Task requirements
Leave the pictures out, and output exactly the lines from the one containing "Write a component" through the one containing "const disabledText = 'text-[#808080]".

Source records
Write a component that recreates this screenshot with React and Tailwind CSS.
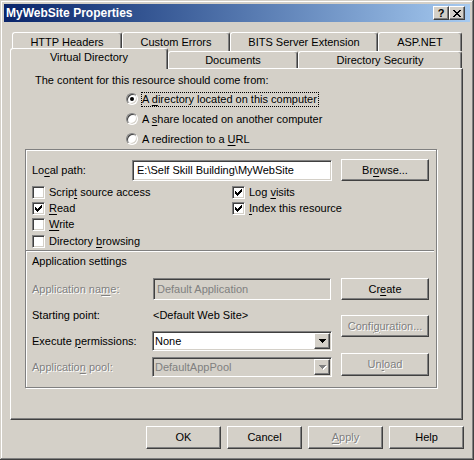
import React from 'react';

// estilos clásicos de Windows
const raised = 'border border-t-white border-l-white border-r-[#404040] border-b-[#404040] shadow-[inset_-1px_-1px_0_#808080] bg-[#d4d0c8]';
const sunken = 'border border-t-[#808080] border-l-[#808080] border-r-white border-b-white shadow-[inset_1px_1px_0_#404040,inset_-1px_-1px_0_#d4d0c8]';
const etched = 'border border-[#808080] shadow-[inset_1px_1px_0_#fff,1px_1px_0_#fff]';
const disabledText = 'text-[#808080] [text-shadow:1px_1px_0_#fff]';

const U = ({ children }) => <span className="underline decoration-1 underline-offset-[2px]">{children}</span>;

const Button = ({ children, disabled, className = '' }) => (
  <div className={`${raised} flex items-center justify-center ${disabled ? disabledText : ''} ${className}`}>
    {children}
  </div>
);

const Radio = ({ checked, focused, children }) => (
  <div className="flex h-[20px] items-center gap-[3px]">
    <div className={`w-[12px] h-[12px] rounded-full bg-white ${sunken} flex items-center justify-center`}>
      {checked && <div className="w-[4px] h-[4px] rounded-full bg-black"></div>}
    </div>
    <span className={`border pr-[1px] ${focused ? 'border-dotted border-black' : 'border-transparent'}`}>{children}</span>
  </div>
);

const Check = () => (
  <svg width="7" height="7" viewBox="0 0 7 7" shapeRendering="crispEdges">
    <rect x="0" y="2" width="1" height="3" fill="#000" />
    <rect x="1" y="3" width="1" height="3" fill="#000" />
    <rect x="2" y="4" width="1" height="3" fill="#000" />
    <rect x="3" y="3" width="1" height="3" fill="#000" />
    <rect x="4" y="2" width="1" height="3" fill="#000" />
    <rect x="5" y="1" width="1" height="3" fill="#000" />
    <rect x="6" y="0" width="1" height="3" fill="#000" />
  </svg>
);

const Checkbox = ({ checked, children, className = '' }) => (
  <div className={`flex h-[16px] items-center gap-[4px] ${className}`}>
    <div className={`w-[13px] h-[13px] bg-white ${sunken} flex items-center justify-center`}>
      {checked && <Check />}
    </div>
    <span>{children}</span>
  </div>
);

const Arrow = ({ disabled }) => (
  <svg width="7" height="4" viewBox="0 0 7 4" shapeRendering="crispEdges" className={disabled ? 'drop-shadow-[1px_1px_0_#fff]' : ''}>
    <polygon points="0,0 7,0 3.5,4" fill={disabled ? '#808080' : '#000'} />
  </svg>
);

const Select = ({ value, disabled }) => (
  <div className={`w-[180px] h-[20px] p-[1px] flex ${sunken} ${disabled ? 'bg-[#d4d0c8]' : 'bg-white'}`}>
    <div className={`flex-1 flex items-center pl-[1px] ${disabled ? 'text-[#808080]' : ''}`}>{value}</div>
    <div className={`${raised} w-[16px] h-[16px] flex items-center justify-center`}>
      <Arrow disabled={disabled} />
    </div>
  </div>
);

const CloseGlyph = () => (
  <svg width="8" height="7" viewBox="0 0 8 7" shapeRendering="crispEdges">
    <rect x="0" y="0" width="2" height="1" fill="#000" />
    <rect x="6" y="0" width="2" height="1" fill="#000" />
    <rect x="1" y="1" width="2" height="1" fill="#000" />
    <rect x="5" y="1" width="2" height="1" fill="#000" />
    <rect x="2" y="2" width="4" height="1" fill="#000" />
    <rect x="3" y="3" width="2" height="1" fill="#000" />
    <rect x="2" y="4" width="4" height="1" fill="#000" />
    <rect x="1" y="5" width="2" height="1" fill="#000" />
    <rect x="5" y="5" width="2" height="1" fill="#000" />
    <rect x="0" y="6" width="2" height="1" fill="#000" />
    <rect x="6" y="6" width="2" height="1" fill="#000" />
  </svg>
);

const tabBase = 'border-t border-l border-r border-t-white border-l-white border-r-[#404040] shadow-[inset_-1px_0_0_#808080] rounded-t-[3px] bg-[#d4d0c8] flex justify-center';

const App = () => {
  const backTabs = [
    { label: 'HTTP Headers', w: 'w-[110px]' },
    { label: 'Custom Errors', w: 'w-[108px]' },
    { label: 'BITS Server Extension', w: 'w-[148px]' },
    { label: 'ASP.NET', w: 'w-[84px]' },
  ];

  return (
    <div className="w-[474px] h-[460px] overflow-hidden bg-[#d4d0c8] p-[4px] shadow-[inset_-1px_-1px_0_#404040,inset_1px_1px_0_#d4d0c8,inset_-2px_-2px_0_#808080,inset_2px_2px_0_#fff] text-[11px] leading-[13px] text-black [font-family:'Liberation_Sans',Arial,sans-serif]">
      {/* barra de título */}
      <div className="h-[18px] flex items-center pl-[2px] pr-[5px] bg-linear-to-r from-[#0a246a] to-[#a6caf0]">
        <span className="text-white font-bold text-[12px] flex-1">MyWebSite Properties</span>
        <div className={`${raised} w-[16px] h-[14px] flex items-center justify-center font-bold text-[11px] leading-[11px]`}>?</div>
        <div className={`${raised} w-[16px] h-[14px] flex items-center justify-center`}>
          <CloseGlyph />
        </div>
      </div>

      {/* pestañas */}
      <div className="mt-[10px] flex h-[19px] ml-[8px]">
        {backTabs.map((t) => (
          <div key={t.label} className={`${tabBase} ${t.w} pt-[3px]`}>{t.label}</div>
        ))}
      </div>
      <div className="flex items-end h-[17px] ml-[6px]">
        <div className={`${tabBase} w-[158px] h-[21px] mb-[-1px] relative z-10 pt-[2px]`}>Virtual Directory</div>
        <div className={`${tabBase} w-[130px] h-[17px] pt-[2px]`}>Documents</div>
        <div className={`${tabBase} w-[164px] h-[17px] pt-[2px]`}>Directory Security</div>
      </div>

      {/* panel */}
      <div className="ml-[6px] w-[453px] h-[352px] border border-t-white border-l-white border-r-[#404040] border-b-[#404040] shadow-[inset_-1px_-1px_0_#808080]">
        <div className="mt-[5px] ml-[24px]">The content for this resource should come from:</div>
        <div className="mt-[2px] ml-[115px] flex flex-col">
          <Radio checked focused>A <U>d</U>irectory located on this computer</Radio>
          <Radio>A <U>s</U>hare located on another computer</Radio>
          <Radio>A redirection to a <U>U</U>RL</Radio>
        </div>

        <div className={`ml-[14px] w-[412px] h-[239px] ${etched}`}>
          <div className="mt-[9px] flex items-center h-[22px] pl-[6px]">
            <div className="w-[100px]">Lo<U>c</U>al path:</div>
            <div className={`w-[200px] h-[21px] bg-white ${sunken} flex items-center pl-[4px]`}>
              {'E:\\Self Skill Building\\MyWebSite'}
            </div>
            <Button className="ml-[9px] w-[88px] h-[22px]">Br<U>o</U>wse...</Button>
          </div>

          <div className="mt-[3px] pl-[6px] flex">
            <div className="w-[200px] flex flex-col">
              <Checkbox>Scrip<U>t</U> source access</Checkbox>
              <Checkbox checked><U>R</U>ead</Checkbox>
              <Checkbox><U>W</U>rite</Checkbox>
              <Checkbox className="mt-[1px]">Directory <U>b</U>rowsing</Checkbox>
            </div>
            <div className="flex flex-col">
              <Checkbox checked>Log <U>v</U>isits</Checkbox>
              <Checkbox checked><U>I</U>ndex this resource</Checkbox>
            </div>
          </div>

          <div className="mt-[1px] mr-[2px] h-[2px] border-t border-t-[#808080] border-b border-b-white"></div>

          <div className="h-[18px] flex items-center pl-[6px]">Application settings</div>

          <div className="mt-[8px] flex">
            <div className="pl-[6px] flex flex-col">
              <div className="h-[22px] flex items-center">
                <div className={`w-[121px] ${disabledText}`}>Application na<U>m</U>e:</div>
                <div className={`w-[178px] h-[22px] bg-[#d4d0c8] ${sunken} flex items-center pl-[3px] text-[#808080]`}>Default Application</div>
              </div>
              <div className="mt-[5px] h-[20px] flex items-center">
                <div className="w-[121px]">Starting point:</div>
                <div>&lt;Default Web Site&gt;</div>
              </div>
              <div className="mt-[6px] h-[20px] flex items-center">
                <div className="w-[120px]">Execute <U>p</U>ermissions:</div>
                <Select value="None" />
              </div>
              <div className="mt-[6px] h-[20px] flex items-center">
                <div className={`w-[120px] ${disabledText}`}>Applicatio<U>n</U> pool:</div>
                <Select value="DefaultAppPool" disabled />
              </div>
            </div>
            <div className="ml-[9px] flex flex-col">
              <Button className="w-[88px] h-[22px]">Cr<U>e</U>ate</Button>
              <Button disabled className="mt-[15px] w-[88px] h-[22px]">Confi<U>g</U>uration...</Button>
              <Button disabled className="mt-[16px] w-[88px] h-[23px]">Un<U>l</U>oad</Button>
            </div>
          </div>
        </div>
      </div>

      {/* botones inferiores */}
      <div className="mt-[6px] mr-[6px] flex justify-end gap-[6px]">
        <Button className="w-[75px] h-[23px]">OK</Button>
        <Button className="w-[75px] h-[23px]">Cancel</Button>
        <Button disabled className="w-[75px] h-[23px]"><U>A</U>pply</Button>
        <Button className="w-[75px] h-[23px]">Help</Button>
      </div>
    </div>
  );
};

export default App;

...

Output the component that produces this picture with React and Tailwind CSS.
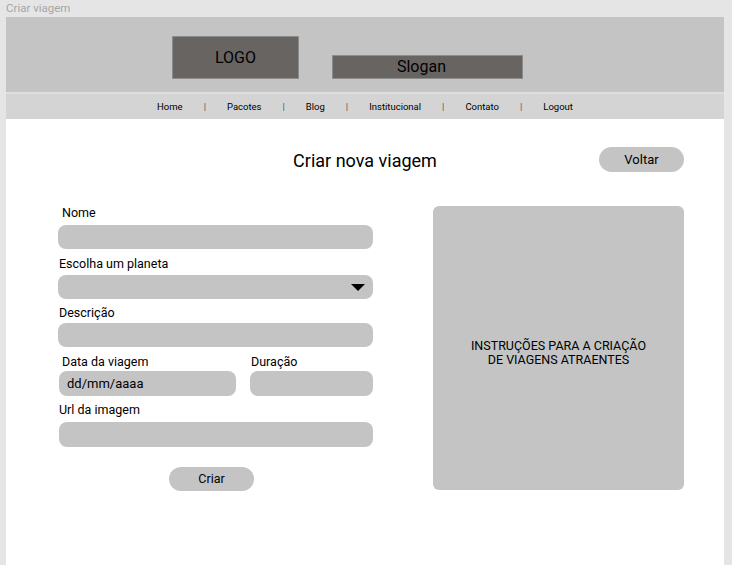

Result of the task
Write a component that recreates this screenshot with React and Tailwind CSS.
import React from 'react';

// estilos clásicos de Windows
const raised = 'border border-t-white border-l-white border-r-[#404040] border-b-[#404040] shadow-[inset_-1px_-1px_0_#808080] bg-[#d4d0c8]';
const sunken = 'border border-t-[#808080] border-l-[#808080] border-r-white border-b-white shadow-[inset_1px_1px_0_#404040,inset_-1px_-1px_0_#d4d0c8]';
const etched = 'border border-[#808080] shadow-[inset_1px_1px_0_#fff,1px_1px_0_#fff]';
const disabledText = 'text-[#808080] [text-shadow:1px_1px_0_#fff]';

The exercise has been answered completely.